The move comes after parliament passed a resolution urging Mr Zardari to honour a promise made to the Taleban.
The implementation of Islamic justice was agreed in February in return for an end to the Taleban insurgency.
Mr Zardari had previously resisted signing the deal, which has been criticised by his Western allies.
There are concerns it could lead to human rights abuses and provide help to militants in the region.
But Prime Minister Yousuf Raza Gilani said parliament had committed itself to implementing the Sharia system.
Unhappy
The bill introducing Sharia courts in the troubled Malakand division, comprising six north-western districts including Swat, was sent to parliament for consideration on Monday.
Sharia court have already begun operating in the region, after reopening last week.
Mr Gilani told lawmakers that they had "committed to implement the system and the whole nation should support it".
"We want consensus of the whole nation. We want to take the house into confidence. We don't want to bypass the parliament," AFP news agency quoted him as saying.
The parliament then unanimously passed a resolution urging Mr Zardari to sign the deal.
One party, the Karachi-based Muttahida Qaumi Movement (MQM), abstained from the vote, with members saying they had "apprehensions" about the agreement.
"We can't accept Islamic law at gunpoint," the Associated Press quoted Farooq Sattar, an MQM party leader, as saying.
Schools destroyed
Mr Zardari had been expected to sign the bill directly into law.
The BBC's M Ilyas Khan in Islamabad says putting it before parliament was apparently meant to develop national consensus on an issue which is highly controversial and over which many within the country and abroad have expressed reservations.
The secular ANP party, which governs North West Frontier Province (NWFP) and which negotiated the bill with a cleric, Sufi Mohammad, was unhappy with Mr Zardari's decision to send the bill to parliament.
NWFP information minister Mian Iftikhar Hussain told the media the president had not discussed the change of tactics with the ANP.
A spokesman for the Taleban, Muslim Khan, told the Associated Press news agency that MPs who opposed the deal in parliament would be considered apostates.
Apostasy, or abandoning Islam, can in some areas mean the death penalty.

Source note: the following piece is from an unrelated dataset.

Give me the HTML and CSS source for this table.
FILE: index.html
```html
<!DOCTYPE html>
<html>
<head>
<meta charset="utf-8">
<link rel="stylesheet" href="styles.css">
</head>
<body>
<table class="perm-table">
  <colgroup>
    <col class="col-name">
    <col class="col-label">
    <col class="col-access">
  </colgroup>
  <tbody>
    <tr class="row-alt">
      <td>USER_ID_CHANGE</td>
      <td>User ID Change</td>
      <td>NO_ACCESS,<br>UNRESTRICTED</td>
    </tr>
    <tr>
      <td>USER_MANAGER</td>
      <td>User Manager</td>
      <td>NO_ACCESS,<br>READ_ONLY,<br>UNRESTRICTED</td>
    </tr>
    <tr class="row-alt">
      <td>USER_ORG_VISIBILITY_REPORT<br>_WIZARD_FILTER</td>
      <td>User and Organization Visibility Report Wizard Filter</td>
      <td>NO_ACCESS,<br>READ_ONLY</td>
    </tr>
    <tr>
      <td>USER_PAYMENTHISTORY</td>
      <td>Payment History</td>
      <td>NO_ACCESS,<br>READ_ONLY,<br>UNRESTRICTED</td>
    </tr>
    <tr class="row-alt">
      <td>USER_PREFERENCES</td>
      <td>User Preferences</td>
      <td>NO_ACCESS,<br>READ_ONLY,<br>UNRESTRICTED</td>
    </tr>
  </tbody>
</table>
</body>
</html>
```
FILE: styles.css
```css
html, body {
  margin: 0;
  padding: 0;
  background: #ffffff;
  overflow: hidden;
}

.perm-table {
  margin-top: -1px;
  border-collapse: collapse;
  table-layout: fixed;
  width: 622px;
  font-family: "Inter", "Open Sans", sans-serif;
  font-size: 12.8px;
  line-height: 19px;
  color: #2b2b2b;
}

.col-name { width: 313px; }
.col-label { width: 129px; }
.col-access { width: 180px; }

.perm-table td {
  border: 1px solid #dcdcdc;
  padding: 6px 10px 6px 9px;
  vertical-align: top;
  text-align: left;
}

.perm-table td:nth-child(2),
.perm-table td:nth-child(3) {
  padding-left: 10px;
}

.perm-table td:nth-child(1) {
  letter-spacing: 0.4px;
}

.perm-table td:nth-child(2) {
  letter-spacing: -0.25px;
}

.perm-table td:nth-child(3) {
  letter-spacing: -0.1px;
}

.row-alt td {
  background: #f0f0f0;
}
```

On Friday Sufi Mohammad said he was leaving the region in protest at the failure to finalise the agreement.
He had set up a peace camp in the main town of Mingora but on Friday said he was returning to his village in protest at the turn of events.

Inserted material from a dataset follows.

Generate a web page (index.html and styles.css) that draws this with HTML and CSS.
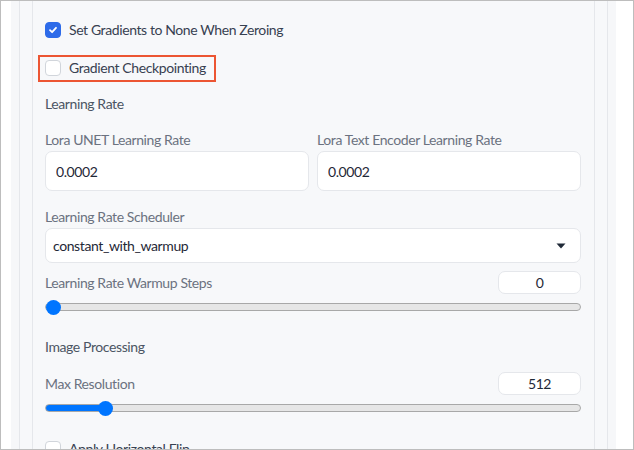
FILE: index.html
```html
<!DOCTYPE html>
<html lang="en">
<head>
  <meta charset="UTF-8">
  <meta name="viewport" content="width=device-width, initial-scale=1.0">
  <title>Training Settings</title>
  <link rel="stylesheet" href="styles.css">
</head>
<body>
  <div class="frame">
    <div class="page">
      <div class="group">
        <div class="block">

          <label class="check">
            <span class="box checked">
              <svg width="10" height="10" viewBox="0 0 10 10"><path d="M2 5.2 L4.1 7.2 L8 2.8" fill="none" stroke="#fff" stroke-width="1.8" stroke-linecap="round" stroke-linejoin="round"/></svg>
            </span>
            <span>Set Gradients to None When Zeroing</span>
          </label>

          <label class="check marked">
            <span class="box"></span>
            <span>Gradient Checkpointing</span>
          </label>

          <div class="section">Learning Rate</div>

          <div class="cols">
            <div class="field">
              <div class="label">Lora UNET Learning Rate</div>
              <input class="text" type="text" value="0.0002">
            </div>
            <div class="field">
              <div class="label">Lora Text Encoder Learning Rate</div>
              <input class="text" type="text" value="0.0002">
            </div>
          </div>

          <div class="field scheduler">
            <div class="label">Learning Rate Scheduler</div>
            <div class="select">
              <span>constant_with_warmup</span>
              <svg width="10" height="6" viewBox="0 0 10 6"><path d="M0.5 0.5 H9.5 L5 5.5 Z" fill="#1f2937"/></svg>
            </div>
          </div>

          <div class="slider-head">
            <div class="label">Learning Rate Warmup Steps</div>
            <input class="num" type="text" value="0">
          </div>
          <input class="range" type="range" min="0" max="100" value="0" style="--fill: 0%">

          <div class="section processing">Image Processing</div>

          <div class="slider-head">
            <div class="label">Max Resolution</div>
            <input class="num" type="text" value="512">
          </div>
          <input class="range" type="range" min="0" max="100" value="10" style="--fill: 10%">

          <label class="check flip">
            <span class="box"></span>
            <span>Apply Horizontal Flip</span>
          </label>

        </div>
      </div>
    </div>
  </div>
</body>
</html>
```

FILE: styles.css
```css
body {
  margin: 0;
  font-family: Lato, "Liberation Sans", sans-serif;
  font-size: 14px;
  letter-spacing: -0.4px;
  background: #fff;
}

.frame {
  width: 634px;
  height: 450px;
  box-sizing: border-box;
  border: 1px solid #bdbdbd;
  overflow: hidden;
}

.page {
  margin: 0 17px 0 10px;
  padding: 0 8px;
  background: #f6f7f9;
  height: 100%;
}

.group {
  height: 100%;
  padding: 0 12px;
  background: #f7f8fa;
  border-left: 1px solid #e5e7eb;
  border-right: 1px solid #e5e7eb;
}

.block {
  height: 100%;
  box-sizing: border-box;
  padding: 16px 13px 0 12px;
  background: #f7f8fa;
  border-left: 1px solid #e5e7eb;
  border-right: 1px solid #e5e7eb;
  display: flex;
  flex-direction: column;
}

/* checkboxes */
.check {
  display: flex;
  align-items: center;
  gap: 8px;
  align-self: flex-start;
  margin-left: -7px;
  padding: 3px 5px 4px;
  border: 2px solid transparent;
  color: #374151;
  line-height: 16px;
}

.check + .check {
  margin-top: 11px;
}

.check.marked {
  border-color: #ec5533;
  padding-right: 8px;
}

.box {
  width: 16px;
  height: 16px;
  box-sizing: border-box;
  border: 1px solid #d1d5db;
  border-radius: 4px;
  background: #fff;
  display: flex;
  align-items: center;
  justify-content: center;
}

.box.checked {
  background: #2d6be9;
  border-color: #2d6be9;
}

.check.flip {
  margin-top: 20px;
}

/* labels */
.section {
  color: #4b5563;
  line-height: 20px;
  margin-top: 12px;
}

.section.processing {
  margin-top: 22px;
}

.label {
  color: #6b7280;
  line-height: 20px;
}

.cols {
  display: grid;
  grid-template-columns: 1fr 1fr;
  gap: 8px;
  margin-top: 16px;
}

.field {
  display: flex;
  flex-direction: column;
  gap: 1px;
}

.scheduler {
  margin-top: 16px;
}

.text {
  height: 40px;
  box-sizing: border-box;
  border: 1px solid #e5e7eb;
  border-radius: 7px;
  background: #fff;
  padding: 0 10px;
  font: inherit;
  letter-spacing: inherit;
  color: #1f2937;
}

.select {
  height: 35px;
  box-sizing: border-box;
  border: 1px solid #e5e7eb;
  border-radius: 7px;
  background: #fff;
  padding: 0 14px 0 7px;
  display: flex;
  align-items: center;
  justify-content: space-between;
  color: #1f2937;
}

/* sliders */
.slider-head {
  display: flex;
  align-items: center;
  justify-content: space-between;
  margin-top: 8px;
}

.section + .slider-head {
  margin-top: 15px;
}

.num {
  width: 83px;
  height: 23px;
  box-sizing: border-box;
  border: 1px solid #e5e7eb;
  border-radius: 7px;
  background: #fff;
  text-align: center;
  font: inherit;
  letter-spacing: inherit;
  color: #1f2937;
  padding: 0;
}

.range {
  -webkit-appearance: none;
  appearance: none;
  display: block;
  width: 100%;
  height: 8px;
  margin: 9px 0 4px;
  background: transparent;
}

.range::-webkit-slider-runnable-track {
  height: 8px;
  box-sizing: border-box;
  border: 1px solid #a8a8a8;
  border-radius: 4px;
  background: linear-gradient(to right, #0075ff var(--fill), #e6e6e6 var(--fill));
}

.range::-webkit-slider-thumb {
  -webkit-appearance: none;
  width: 15px;
  height: 15px;
  margin-top: -4.5px;
  border-radius: 50%;
  background: #0075ff;
  border: none;
}
```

Swat is mostly under Taleban control. Thousands of people have fled and hundreds of schools have been destroyed since they began their insurgency there in 2007.
Sharia courts began operating last month and have been welcomed by many in the region as a quick and efficient means of justice.
However, there have also been reports of controversial punishments.
From the outset of the deal, the US feared it might "become a surrender" to militants.